Category Descriptive Accounts

Type Architecture Notes

Permalink http://canmore.org.uk/event/835753

Diatomite is silica-rish sediment formed by microscopic algae, and has many uses, such as face powder, fire-proofing and insulation, neutral filler, and as a filter in several industrial processes. However, one of the greatest causes of interest in Skye Diatomite was its potential use as a substitute for Kieselghur by Alfred Nobel in the production of Dynamite in Nobel's new Scottish factory at Ardeer in Ayrshire during the 1880s.

Nobel eventually found a better source of material, but the Extraction of Diatomite nevertheless began in Skye at Loch Cuithir in 1886. The Diatomite was transported by tramway to be processed at Invertote, production continuing until 1913. The industry was briefly revived between 1950 and 1961, using road transport.

The principal remains of the Invertote works are a large, rubble-built, rectangular-plan roofless building (NG5201 6049).
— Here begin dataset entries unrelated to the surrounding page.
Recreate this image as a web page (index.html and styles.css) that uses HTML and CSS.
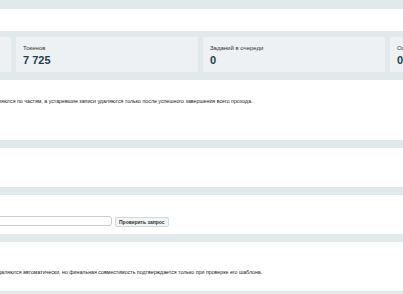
FILE: index.html
```html
<!DOCTYPE html>
<html lang="ru">
<head>
    <meta charset="UTF-8">
    <meta name="viewport" content="width=device-width, initial-scale=1.0">
    <title>Индекс</title>
    <link rel="stylesheet" href="styles.css">
</head>
<body>
    <div class="page">
        <div class="panel top"></div>
        <div class="stats">
            <div class="stat">
                <div class="label">Записей</div>
                <div class="value">1 204</div>
            </div>
            <div class="stat">
                <div class="label">Токенов</div>
                <div class="value">7 725</div>
            </div>
            <div class="stat">
                <div class="label">Заданий в очереди</div>
                <div class="value">0</div>
            </div>
            <div class="stat">
                <div class="label">Ошибок</div>
                <div class="value">0</div>
            </div>
        </div>
        <div class="panel notice">
            <p>ляются по частям, а устаревшие записи удаляются только после успешного завершения всего прохода.</p>
        </div>
        <div class="panel empty"></div>
        <div class="panel check">
            <input type="text" class="query">
            <button class="btn">Проверить запрос</button>
        </div>
        <div class="panel notice last">
            <p>даляются автоматически, но финальная совместимость подтверждается только при проверке его шаблона.</p>
        </div>
    </div>
</body>
</html>
```

FILE: styles.css
```css
body {
    margin: 0;
    overflow: hidden;
    background: #e2e9ea;
    color: #222;
    font-family: "Liberation Sans", Arial, sans-serif;
}
.page {
    display: flex;
    flex-direction: column;
    padding-top: 9px;
}
.panel {
    background: #fff;
    margin-bottom: 8px;
}
.panel.top {
    height: 22px;
    margin-bottom: 0;
}
.stats {
    display: grid;
    grid-template-columns: repeat(4, 182px);
    gap: 5px;
    margin-left: -171px;
    padding: 6px 0 8px;
}
.stat {
    background: #edf1f3;
    height: 35px;
    box-sizing: border-box;
    padding: 7px 7px 0;
}
.stat .label {
    font-size: 6px;
    color: #333;
    line-height: 8px;
}
.stat .value {
    font-size: 11px;
    font-weight: bold;
    color: #1d3d50;
    line-height: 14px;
    margin-top: 1px;
}
.panel.notice {
    height: 60px;
    box-sizing: border-box;
    padding-top: 18px;
}
.panel.notice p {
    margin: 0 0 0 -2px;
    font-size: 5.25px;
    line-height: 7px;
    white-space: nowrap;
}
.panel.empty {
    height: 39px;
}
.panel.check {
    height: 39px;
    box-sizing: border-box;
    padding-top: 21px;
    display: flex;
    align-items: flex-start;
    gap: 3px;
}
.query {
    margin: 0 0 0 -20px;
    width: 132px;
    height: 10px;
    box-sizing: border-box;
    border: 1px solid #c6ccd0;
    border-radius: 3px;
    padding: 0;
}
.btn {
    margin-top: 1px;
    height: 10px;
    padding: 0 3px;
    font-family: "Liberation Sans", Arial, sans-serif;
    font-size: 5px;
    font-weight: bold;
    color: #333;
    background: #f2f4f5;
    border: 1px solid #d3d8db;
    border-radius: 2px;
}
.panel.last {
    height: 49px;
    padding-top: 27px;
    margin-bottom: 3px;
}
```
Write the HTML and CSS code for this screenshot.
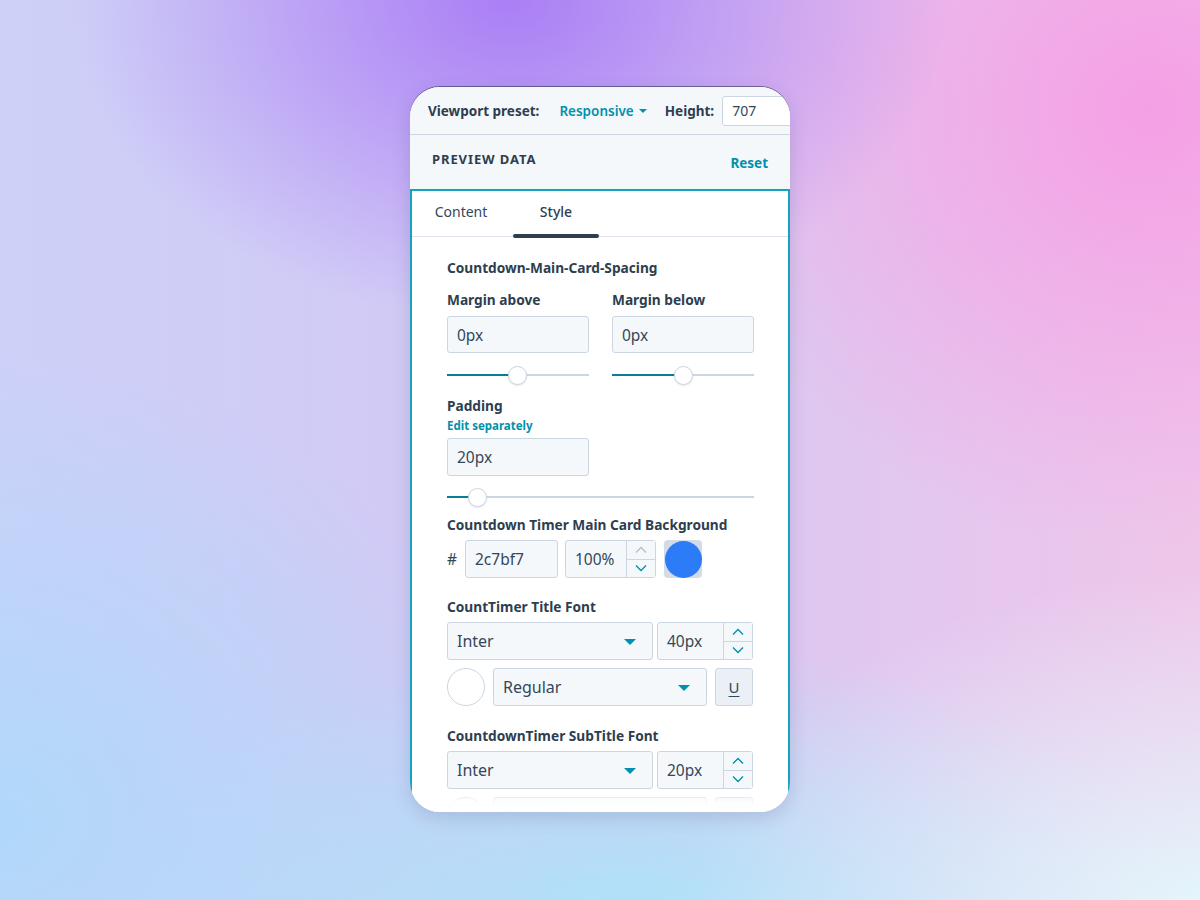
FILE: index.html
```html
<!DOCTYPE html>
<html>
<head>
<meta charset="utf-8">
<link rel="stylesheet" href="styles.css">
</head>
<body>
<div class="stage">
  <div class="phone">
    <div class="topbar">
      <span class="tb-label">Viewport preset:</span>
      <span class="tb-preset">Responsive <span class="caret"></span></span>
      <span class="tb-label tb-height">Height:</span>
      <div class="tb-input">707</div>
    </div>
    <div class="preview-head">
      <span class="ph-title">PREVIEW DATA</span>
      <span class="ph-reset">Reset</span>
    </div>
    <div class="panel">
      <div class="tabs">
        <div class="tab tab-content">Content</div>
        <div class="tab tab-style active">Style</div>
      </div>
      <div class="body">
        <div class="section-title">Countdown-Main-Card-Spacing</div>
        <div class="two-col">
          <div class="col">
            <div class="label">Margin above</div>
            <div class="input">0px</div>
            <div class="slider"><div class="fill" style="width:70px"></div><div class="thumb" style="left:70px"></div></div>
          </div>
          <div class="col">
            <div class="label">Margin below</div>
            <div class="input">0px</div>
            <div class="slider"><div class="fill" style="width:71px"></div><div class="thumb" style="left:71px"></div></div>
          </div>
        </div>
        <div class="label label-padding">Padding</div>
        <div class="link">Edit separately</div>
        <div class="input input-pad">20px</div>
        <div class="slider slider-wide"><div class="fill" style="width:30px"></div><div class="thumb" style="left:30px"></div></div>

        <div class="label label-bg">Countdown Timer Main Card Background</div>
        <div class="color-row">
          <span class="hash">#</span>
          <div class="input input-hex">2c7bf7</div>
          <div class="stepper-input stepper-pct">
            <div class="si-value">100%</div>
            <div class="si-steps">
              <div class="step step-up disabled"><svg viewBox="0 0 12 8" width="12" height="8"><path d="M1 6.5 L6 1.5 L11 6.5" fill="none" stroke="currentColor" stroke-width="1.4"/></svg></div>
              <div class="step step-down"><svg viewBox="0 0 12 8" width="12" height="8"><path d="M1 1.5 L6 6.5 L11 1.5" fill="none" stroke="currentColor" stroke-width="1.4"/></svg></div>
            </div>
          </div>
          <div class="swatch"><div class="swatch-dot"></div></div>
        </div>

        <div class="label label-font">CountTimer Title Font</div>
        <div class="font-row">
          <div class="select select-font">Inter<span class="tri"></span></div>
          <div class="stepper-input stepper-size">
            <div class="si-value">40px</div>
            <div class="si-steps">
              <div class="step step-up"><svg viewBox="0 0 12 8" width="12" height="8"><path d="M1 6.5 L6 1.5 L11 6.5" fill="none" stroke="currentColor" stroke-width="1.4"/></svg></div>
              <div class="step step-down"><svg viewBox="0 0 12 8" width="12" height="8"><path d="M1 1.5 L6 6.5 L11 1.5" fill="none" stroke="currentColor" stroke-width="1.4"/></svg></div>
            </div>
          </div>
        </div>
        <div class="style-row">
          <div class="color-circle"></div>
          <div class="select select-weight">Regular<span class="tri"></span></div>
          <div class="u-btn"><span>U</span></div>
        </div>

        <div class="label label-font2">CountdownTimer SubTitle Font</div>
        <div class="font-row">
          <div class="select select-font">Inter<span class="tri"></span></div>
          <div class="stepper-input stepper-size">
            <div class="si-value">20px</div>
            <div class="si-steps">
              <div class="step step-up"><svg viewBox="0 0 12 8" width="12" height="8"><path d="M1 6.5 L6 1.5 L11 6.5" fill="none" stroke="currentColor" stroke-width="1.4"/></svg></div>
              <div class="step step-down"><svg viewBox="0 0 12 8" width="12" height="8"><path d="M1 1.5 L6 6.5 L11 1.5" fill="none" stroke="currentColor" stroke-width="1.4"/></svg></div>
            </div>
          </div>
        </div>
        <div class="style-row">
          <div class="color-circle"></div>
          <div class="select select-weight">Regular<span class="tri"></span></div>
          <div class="u-btn"><span>U</span></div>
        </div>
      </div>
    </div>
    <div class="fade"></div>
  </div>
</div>
</body>
</html>
```

FILE: styles.css
```css
* { box-sizing: border-box; }
html, body { margin: 0; padding: 0; }
body {
  width: 1200px;
  height: 900px;
  overflow: hidden;
  font-family: "Noto Sans", "Liberation Sans", sans-serif;
  color: #33475b;
  background:
    radial-gradient(ellipse 440px 320px at 510px 0px, rgba(168,122,245,0.95), rgba(168,122,245,0) 100%),
    radial-gradient(ellipse 460px 440px at 1150px 110px, rgba(245,158,229,0.95), rgba(245,158,229,0) 100%),
    radial-gradient(ellipse 560px 360px at 1230px 930px, rgba(226,250,253,1), rgba(226,250,253,0) 100%),
    radial-gradient(ellipse 560px 300px at 640px 940px, rgba(170,229,249,1), rgba(170,229,249,0) 100%),
    radial-gradient(ellipse 520px 460px at 0px 820px, rgba(176,216,250,1), rgba(176,216,250,0) 100%),
    linear-gradient(90deg, #cdd0f8 0%, #d3c8f4 45%, #efc6ea 100%);
}
.stage {
  display: flex;
  justify-content: center;
  padding-top: 87px;
}
.phone {
  position: relative;
  width: 380px;
  height: 725px;
  border-radius: 30px;
  overflow: hidden;
  background: #fff;
  display: flex;
  flex-direction: column;
  box-shadow: 0 -1px 0 rgba(40,40,70,0.55), 0 6px 18px rgba(60,70,110,0.18);
}
.topbar {
  flex: none;
  height: 48px;
  background: #f5f8fa;
  border-bottom: 1px solid #cbd6e2;
  display: flex;
  align-items: center;
  padding-left: 18px;
  font-size: 13.5px;
  white-space: nowrap;
}
.tb-label { font-weight: 700; color: #2d3e50; }
.tb-preset {
  color: #0091ae;
  font-weight: 600;
  margin-left: 20px;
  display: flex;
  align-items: center;
}
.caret {
  display: inline-block;
  width: 0; height: 0;
  border-left: 4px solid transparent;
  border-right: 4px solid transparent;
  border-top: 4px solid #0091ae;
  margin-left: 5px;
}
.tb-height { margin-left: 18px; }
.tb-input {
  margin-left: 8px;
  height: 30px;
  width: 80px;
  flex: none;
  border: 1px solid #cbd6e2;
  border-radius: 3px;
  background: #fff;
  font-size: 14px;
  display: flex;
  align-items: center;
  padding-left: 9px;
}
.preview-head {
  flex: none;
  height: 54px;
  background: #f5f8fa;
  display: flex;
  justify-content: space-between;
  align-items: flex-start;
  padding: 15px 22px 0 22px;
}
.ph-title { font-size: 13px; font-weight: 700; letter-spacing: 0.9px; color: #2d3e50; }
.ph-reset { font-size: 13.5px; font-weight: 700; color: #0091ae; margin-top: 4px; }
.panel {
  flex: 1;
  border: 2px solid #16a3bd;
  border-bottom: none;
  overflow: hidden;
}
.tabs {
  height: 46px;
  border-bottom: 1px solid #dfe3eb;
  display: flex;
  font-size: 14px;
}
.tab {
  display: flex;
  justify-content: center;
  padding-top: 11px;
  position: relative;
}
.tab-content { width: 98px; color: #33475b; }
.tab-style { width: 86px; margin-left: 3px; font-weight: 500; color: #2d3e50; }
.tab.active::after {
  content: "";
  position: absolute;
  left: 0; right: 0; bottom: -2px;
  height: 4px;
  border-radius: 2px;
  background: #2d3e50;
}
.body {
  padding: 22px 34px 0 35px;
}
.section-title, .label {
  font-size: 13.7px;
  font-weight: 700;
  line-height: 18px;
  white-space: nowrap;
  color: #2d3e50;
}
.two-col {
  display: flex;
  gap: 23px;
  margin-top: 14px;
}
.col { width: 142px; }
.input {
  margin-top: 7px;
  height: 37px;
  border: 1px solid #cbd6e2;
  border-radius: 3px;
  background: #f5f8fa;
  font-size: 15.5px;
  display: flex;
  align-items: center;
  padding-left: 9px;
  color: #33475b;
}
.slider {
  position: relative;
  height: 20px;
  margin-top: 12px;
}
.slider::before {
  content: "";
  position: absolute;
  left: 0; right: 0; top: 9px;
  height: 2px;
  background: #cbd6e2;
}
.slider .fill {
  position: absolute;
  left: 0; top: 9px;
  height: 2px;
  background: #0a7d96;
}
.slider .thumb {
  position: absolute;
  top: 1px;
  width: 19px; height: 19px;
  margin-left: -9px;
  border-radius: 50%;
  background: #fff;
  border: 1px solid #cbd6e2;
  box-shadow: 0 1px 2px rgba(45,62,80,0.12);
}
.label-padding { margin-top: 12px; }
.link {
  margin-top: 3px;
  font-size: 11.5px;
  font-weight: 700;
  line-height: 16px;
  color: #0091ae;
}
.input-pad { margin-top: 4px; width: 142px; height: 38px; }
.slider-wide { margin-top: 11px; }
.label-bg { margin-top: 9px; }
.color-row {
  margin-top: 6px;
  display: flex;
  align-items: center;
  height: 38px;
}
.hash { font-size: 15.5px; width: 18px; }
.input-hex { margin-top: 0; width: 93px; height: 38px; }
.stepper-input {
  display: flex;
  height: 38px;
  border: 1px solid #cbd6e2;
  border-radius: 3px;
  background: #f5f8fa;
  font-size: 15.5px;
}
.si-value {
  flex: 1;
  display: flex;
  align-items: center;
  padding-left: 9px;
}
.si-steps {
  width: 29px;
  border-left: 1px solid #cbd6e2;
  display: flex;
  flex-direction: column;
}
.step {
  flex: 1;
  display: flex;
  align-items: center;
  justify-content: center;
  color: #0091ae;
  background: #f5f8fa;
}
.step-up { border-bottom: 1px solid #cbd6e2; }
.step.disabled { color: #b0c1d4; }
.stepper-pct { margin-left: 7px; width: 91px; }
.swatch {
  margin-left: 8px;
  width: 38px; height: 38px;
  border-radius: 4px;
  background: #d3dce6;
  display: flex;
  align-items: center;
  justify-content: center;
}
.swatch-dot {
  width: 37px; height: 37px;
  border-radius: 50%;
  background: #2c7bf7;
}
.label-font { margin-top: 20px; }
.label-font2 { margin-top: 21px; }
.font-row {
  margin-top: 6px;
  display: flex;
  gap: 4px;
}
.select {
  position: relative;
  height: 38px;
  border: 1px solid #cbd6e2;
  border-radius: 3px;
  background: #f5f8fa;
  font-size: 16px;
  display: flex;
  align-items: center;
  padding-left: 9px;
}
.tri {
  position: absolute;
  right: 16px;
  top: 16px;
  width: 0; height: 0;
  border-left: 6px solid transparent;
  border-right: 6px solid transparent;
  border-top: 6px solid #0091ae;
}
.select-font { width: 206px; }
.stepper-size { width: 96px; }
.style-row {
  margin-top: 8px;
  display: flex;
  gap: 8px;
}
.color-circle {
  width: 38px; height: 38px;
  border-radius: 50%;
  border: 1px solid #cbd6e2;
  background: #fff;
}
.select-weight { width: 214px; }
.u-btn {
  width: 38px; height: 38px;
  border: 1px solid #cbd6e2;
  border-radius: 3px;
  background: #eaf0f6;
  display: flex;
  align-items: center;
  justify-content: center;
  font-size: 15px;
}
.u-btn span { text-decoration: underline; text-underline-offset: 3px; }
.fade {
  position: absolute;
  left: 0; right: 0; bottom: 0;
  height: 22px;
  background: linear-gradient(180deg, rgba(255,255,255,0) 0%, rgba(255,255,255,0.92) 60%, #fff 100%);
}
```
It has been entirely gutted, but fragmentary remains include a large cast-iron flywheel from a steam engine, and a cast-iron wall-mounted bearing box. The other surviving structure is a kiln (NG5201 6052), comprising a lower chanber or firebox built from Scottish firebricks (produced at the Star Works, Glenboig, Lanarkshire, and Etna Works, Armadale, West Lothian), onto which has been constructed a circular-section fireclay-brick column encased by an outer layer of sheet steel. The exact functions of the processing building and the kiln are uncertain, but it is likely that the latter was used for drying purposes.